[START OF MATERIAL PROVIDED]

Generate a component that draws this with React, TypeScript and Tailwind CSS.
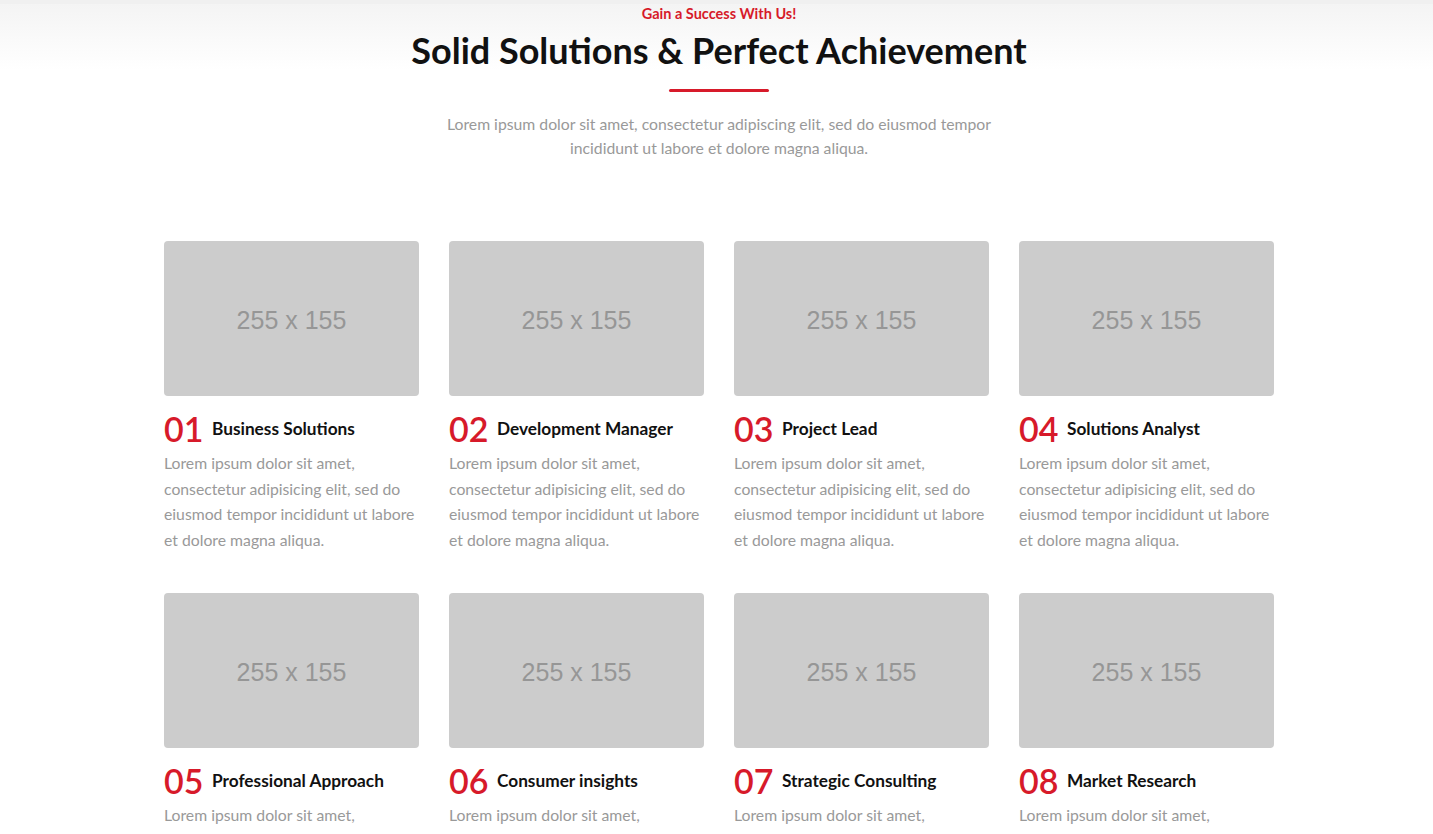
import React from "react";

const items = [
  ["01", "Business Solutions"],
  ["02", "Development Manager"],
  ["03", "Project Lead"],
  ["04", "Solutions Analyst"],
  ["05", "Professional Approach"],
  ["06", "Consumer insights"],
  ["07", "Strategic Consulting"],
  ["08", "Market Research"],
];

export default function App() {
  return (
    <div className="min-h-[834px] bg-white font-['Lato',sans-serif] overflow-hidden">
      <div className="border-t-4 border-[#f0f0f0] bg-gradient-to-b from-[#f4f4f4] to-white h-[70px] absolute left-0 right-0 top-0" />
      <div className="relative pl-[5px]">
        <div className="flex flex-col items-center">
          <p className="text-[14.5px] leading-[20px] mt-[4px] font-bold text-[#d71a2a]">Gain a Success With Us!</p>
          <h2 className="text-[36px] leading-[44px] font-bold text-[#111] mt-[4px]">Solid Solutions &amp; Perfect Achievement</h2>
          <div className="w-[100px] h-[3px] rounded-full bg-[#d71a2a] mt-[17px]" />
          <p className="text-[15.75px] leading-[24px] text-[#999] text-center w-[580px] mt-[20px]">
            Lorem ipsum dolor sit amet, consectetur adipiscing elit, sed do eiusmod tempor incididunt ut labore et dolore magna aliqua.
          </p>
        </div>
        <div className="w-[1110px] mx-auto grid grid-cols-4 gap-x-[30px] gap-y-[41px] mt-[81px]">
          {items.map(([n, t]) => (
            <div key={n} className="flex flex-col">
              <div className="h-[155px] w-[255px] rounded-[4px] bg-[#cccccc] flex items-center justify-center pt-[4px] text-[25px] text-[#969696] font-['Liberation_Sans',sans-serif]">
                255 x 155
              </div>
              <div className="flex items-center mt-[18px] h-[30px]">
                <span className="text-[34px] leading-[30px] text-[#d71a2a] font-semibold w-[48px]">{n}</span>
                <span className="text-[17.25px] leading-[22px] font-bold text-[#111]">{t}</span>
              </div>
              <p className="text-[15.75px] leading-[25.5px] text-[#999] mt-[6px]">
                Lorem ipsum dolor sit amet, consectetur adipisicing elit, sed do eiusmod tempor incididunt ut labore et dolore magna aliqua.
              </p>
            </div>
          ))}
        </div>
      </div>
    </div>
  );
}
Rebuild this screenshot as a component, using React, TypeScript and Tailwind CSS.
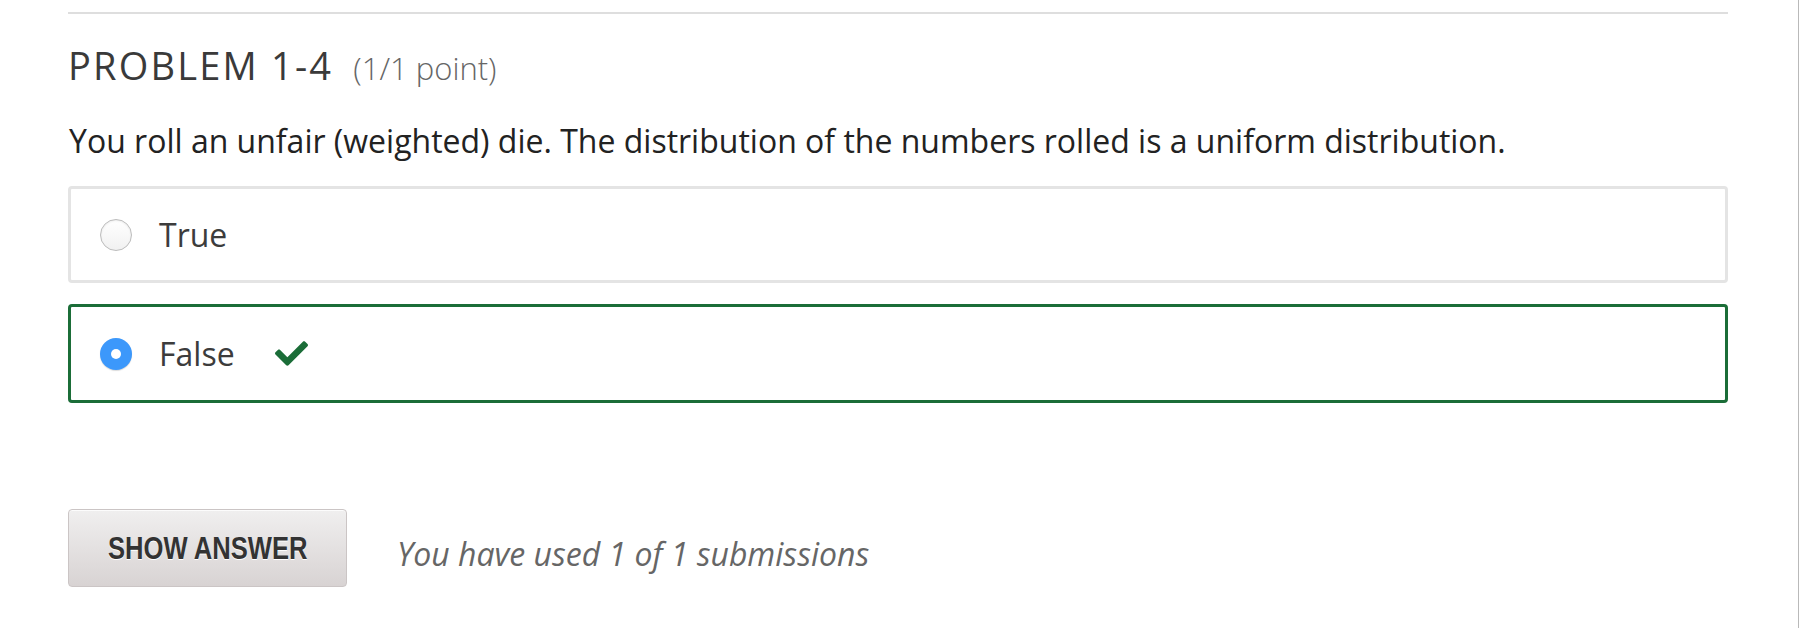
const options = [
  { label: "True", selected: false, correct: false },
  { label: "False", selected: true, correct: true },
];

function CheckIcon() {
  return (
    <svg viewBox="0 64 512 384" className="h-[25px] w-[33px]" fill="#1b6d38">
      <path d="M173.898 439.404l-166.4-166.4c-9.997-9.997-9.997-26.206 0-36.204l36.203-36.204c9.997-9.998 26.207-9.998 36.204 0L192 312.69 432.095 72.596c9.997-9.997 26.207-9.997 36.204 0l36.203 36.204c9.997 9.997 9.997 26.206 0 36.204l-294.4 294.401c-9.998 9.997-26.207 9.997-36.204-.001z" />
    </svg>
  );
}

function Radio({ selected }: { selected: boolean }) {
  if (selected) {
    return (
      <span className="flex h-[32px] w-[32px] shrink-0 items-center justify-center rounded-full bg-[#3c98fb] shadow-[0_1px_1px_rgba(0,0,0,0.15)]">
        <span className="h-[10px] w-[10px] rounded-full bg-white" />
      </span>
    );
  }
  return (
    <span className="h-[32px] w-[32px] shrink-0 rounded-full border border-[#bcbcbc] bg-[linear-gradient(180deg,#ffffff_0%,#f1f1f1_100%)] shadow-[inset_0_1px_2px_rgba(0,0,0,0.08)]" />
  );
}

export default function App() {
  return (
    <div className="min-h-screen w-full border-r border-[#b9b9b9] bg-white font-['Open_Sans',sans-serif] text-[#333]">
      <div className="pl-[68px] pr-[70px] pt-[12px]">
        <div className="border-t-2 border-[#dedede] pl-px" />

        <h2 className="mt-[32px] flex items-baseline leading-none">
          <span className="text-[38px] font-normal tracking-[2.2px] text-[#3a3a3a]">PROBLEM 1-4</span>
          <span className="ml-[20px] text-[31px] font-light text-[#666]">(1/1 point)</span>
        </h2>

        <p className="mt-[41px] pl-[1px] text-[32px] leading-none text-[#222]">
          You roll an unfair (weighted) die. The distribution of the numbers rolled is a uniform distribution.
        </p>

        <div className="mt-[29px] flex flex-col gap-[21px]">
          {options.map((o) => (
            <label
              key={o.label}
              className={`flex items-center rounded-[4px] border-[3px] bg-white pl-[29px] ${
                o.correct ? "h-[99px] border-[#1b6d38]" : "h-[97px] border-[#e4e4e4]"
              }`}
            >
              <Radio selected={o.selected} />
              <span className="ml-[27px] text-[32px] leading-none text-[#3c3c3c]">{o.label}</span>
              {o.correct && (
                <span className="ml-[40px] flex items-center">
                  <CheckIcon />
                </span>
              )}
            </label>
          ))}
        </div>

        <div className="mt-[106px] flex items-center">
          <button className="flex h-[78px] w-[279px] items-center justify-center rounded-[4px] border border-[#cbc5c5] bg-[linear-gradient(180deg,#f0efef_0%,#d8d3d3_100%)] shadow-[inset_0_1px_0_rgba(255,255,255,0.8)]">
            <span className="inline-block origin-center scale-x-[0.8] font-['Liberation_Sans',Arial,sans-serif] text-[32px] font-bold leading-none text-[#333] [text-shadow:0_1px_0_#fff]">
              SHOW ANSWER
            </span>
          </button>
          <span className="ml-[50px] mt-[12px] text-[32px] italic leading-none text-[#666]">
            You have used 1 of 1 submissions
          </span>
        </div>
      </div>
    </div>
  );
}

[END OF MATERIAL PROVIDED]

> _DESCRIPTION OF THE TASK_:
Every entry must be written out exactly, with all pictures left out.

> _EXERCISE OUTPUT_:
Generate a component that draws this with React, TypeScript and Tailwind CSS.
import React from "react";

const items = [
  ["01", "Business Solutions"],
  ["02", "Development Manager"],
  ["03", "Project Lead"],
  ["04", "Solutions Analyst"],
  ["05", "Professional Approach"],
  ["06", "Consumer insights"],
  ["07", "Strategic Consulting"],
  ["08", "Market Research"],
];

export default function App() {
  return (
    <div className="min-h-[834px] bg-white font-['Lato',sans-serif] overflow-hidden">
      <div className="border-t-4 border-[#f0f0f0] bg-gradient-to-b from-[#f4f4f4] to-white h-[70px] absolute left-0 right-0 top-0" />
      <div className="relative pl-[5px]">
        <div className="flex flex-col items-center">
          <p className="text-[14.5px] leading-[20px] mt-[4px] font-bold text-[#d71a2a]">Gain a Success With Us!</p>
          <h2 className="text-[36px] leading-[44px] font-bold text-[#111] mt-[4px]">Solid Solutions &amp; Perfect Achievement</h2>
          <div className="w-[100px] h-[3px] rounded-full bg-[#d71a2a] mt-[17px]" />
          <p className="text-[15.75px] leading-[24px] text-[#999] text-center w-[580px] mt-[20px]">
            Lorem ipsum dolor sit amet, consectetur adipiscing elit, sed do eiusmod tempor incididunt ut labore et dolore magna aliqua.
          </p>
        </div>
        <div className="w-[1110px] mx-auto grid grid-cols-4 gap-x-[30px] gap-y-[41px] mt-[81px]">
          {items.map(([n, t]) => (
            <div key={n} className="flex flex-col">
              <div className="h-[155px] w-[255px] rounded-[4px] bg-[#cccccc] flex items-center justify-center pt-[4px] text-[25px] text-[#969696] font-['Liberation_Sans',sans-serif]">
                255 x 155
              </div>
              <div className="flex items-center mt-[18px] h-[30px]">
                <span className="text-[34px] leading-[30px] text-[#d71a2a] font-semibold w-[48px]">{n}</span>
                <span className="text-[17.25px] leading-[22px] font-bold text-[#111]">{t}</span>
              </div>
              <p className="text-[15.75px] leading-[25.5px] text-[#999] mt-[6px]">
                Lorem ipsum dolor sit amet, consectetur adipisicing elit, sed do eiusmod tempor incididunt ut labore et dolore magna aliqua.
              </p>
            </div>
          ))}
        </div>
      </div>
    </div>
  );
}
Rebuild this screenshot as a component, using React, TypeScript and Tailwind CSS.
const options = [
  { label: "True", selected: false, correct: false },
  { label: "False", selected: true, correct: true },
];

function CheckIcon() {
  return (
    <svg viewBox="0 64 512 384" className="h-[25px] w-[33px]" fill="#1b6d38">
      <path d="M173.898 439.404l-166.4-166.4c-9.997-9.997-9.997-26.206 0-36.204l36.203-36.204c9.997-9.998 26.207-9.998 36.204 0L192 312.69 432.095 72.596c9.997-9.997 26.207-9.997 36.204 0l36.203 36.204c9.997 9.997 9.997 26.206 0 36.204l-294.4 294.401c-9.998 9.997-26.207 9.997-36.204-.001z" />
    </svg>
  );
}

function Radio({ selected }: { selected: boolean }) {
  if (selected) {
    return (
      <span className="flex h-[32px] w-[32px] shrink-0 items-center justify-center rounded-full bg-[#3c98fb] shadow-[0_1px_1px_rgba(0,0,0,0.15)]">
        <span className="h-[10px] w-[10px] rounded-full bg-white" />
      </span>
    );
  }
  return (
    <span className="h-[32px] w-[32px] shrink-0 rounded-full border border-[#bcbcbc] bg-[linear-gradient(180deg,#ffffff_0%,#f1f1f1_100%)] shadow-[inset_0_1px_2px_rgba(0,0,0,0.08)]" />
  );
}

export default function App() {
  return (
    <div className="min-h-screen w-full border-r border-[#b9b9b9] bg-white font-['Open_Sans',sans-serif] text-[#333]">
      <div className="pl-[68px] pr-[70px] pt-[12px]">
        <div className="border-t-2 border-[#dedede] pl-px" />

        <h2 className="mt-[32px] flex items-baseline leading-none">
          <span className="text-[38px] font-normal tracking-[2.2px] text-[#3a3a3a]">PROBLEM 1-4</span>
          <span className="ml-[20px] text-[31px] font-light text-[#666]">(1/1 point)</span>
        </h2>

        <p className="mt-[41px] pl-[1px] text-[32px] leading-none text-[#222]">
          You roll an unfair (weighted) die. The distribution of the numbers rolled is a uniform distribution.
        </p>

        <div className="mt-[29px] flex flex-col gap-[21px]">
          {options.map((o) => (
            <label
              key={o.label}
              className={`flex items-center rounded-[4px] border-[3px] bg-white pl-[29px] ${
                o.correct ? "h-[99px] border-[#1b6d38]" : "h-[97px] border-[#e4e4e4]"
              }`}
            >
              <Radio selected={o.selected} />
              <span className="ml-[27px] text-[32px] leading-none text-[#3c3c3c]">{o.label}</span>
              {o.correct && (
                <span className="ml-[40px] flex items-center">
                  <CheckIcon />
                </span>
              )}
            </label>
          ))}
        </div>

        <div className="mt-[106px] flex items-center">
          <button className="flex h-[78px] w-[279px] items-center justify-center rounded-[4px] border border-[#cbc5c5] bg-[linear-gradient(180deg,#f0efef_0%,#d8d3d3_100%)] shadow-[inset_0_1px_0_rgba(255,255,255,0.8)]">
            <span className="inline-block origin-center scale-x-[0.8] font-['Liberation_Sans',Arial,sans-serif] text-[32px] font-bold leading-none text-[#333] [text-shadow:0_1px_0_#fff]">
              SHOW ANSWER
            </span>
          </button>
          <span className="ml-[50px] mt-[12px] text-[32px] italic leading-none text-[#666]">
            You have used 1 of 1 submissions
          </span>
        </div>
      </div>
    </div>
  );
}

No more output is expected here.